Vale lembrar também que, em janeiro do ano passado, ao definir as metas do programa no Plano Operativo para Controle do Desmatamento Ilegal e Recuperação da Vegetação Nativa, que vai vigorar até 2023, o governo reduziu em um terço a área programada para preservação florestal.

São medidas e resultados que reforçam a desconfiança internacional em relação ao Brasil.

Esta semana, o governo da França sinalizou que condicionará o apoio à adesão do Brasil à OCDE (Organização para a Cooperação e Desenvolvimento Econômico) a demonstrações de que o país irá reduzir o desmatamento e lutar contra a corrupção.

Mas os sinais vão em outra direção.

No Congresso, pelo menos oito projetos de lei ameaçam a agenda climática, em ano de corrida eleitoral, lista o Observatório do Clima:

  • PLs da Grilagem (2633/2020 e 510/2020);

  • Licenciamento ambiental (PL 3.729/2004), que tornaria o licenciamento ambiental uma exceção em vez de regra e abriria a possibilidade de uma “guerra antiambiental” entre os estados com o vazio de regramento, similar à guerra fiscal;

  • Demarcação de terras indígenas (PL 490/2007), que permite a retomada de “reservas indígenas” pela União a partir de critérios subjetivos, além de aplicar o “marco temporal” a todas as demarcações;

  • Mineração em terras indígenas (PL 191/2020);

  • Liberação de agrotóxicos (PL 6922/2002);

  • Liberação da caça esportiva no Brasil (PL 5.544/2020);

  • Infraestrutura hídrica (PL 4.546/2021), que retira a autonomia dos Comitês de Bacias na aprovação dos Planos de Bacias Hidrográficas e institui a outorga onerosa;

  • Atualização do Código de Mineração.

Enquanto isso… BNDES firmou um acordo com o Banco Mundial para para desenvolver uma agenda conjunta sobre clima, mercado de carbono e biodiversidade no país.

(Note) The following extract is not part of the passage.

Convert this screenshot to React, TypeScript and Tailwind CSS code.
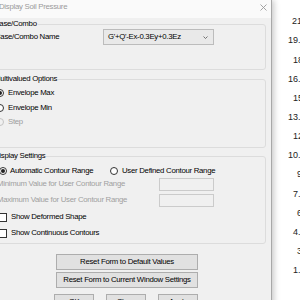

“Pretendemos identificar soluções financeiras, baseadas nas melhores práticas internacionais, para apoiar as agendas climática, de carbono e de biodiversidade”, afirma Bruno Aranha, diretor de Crédito Produtivo e Socioambiental do BNDES.

Também prevê a criação de um sistema para a avaliação de empresas, com base nas práticas ambientais, sociais e de governança (ESG, em inglês).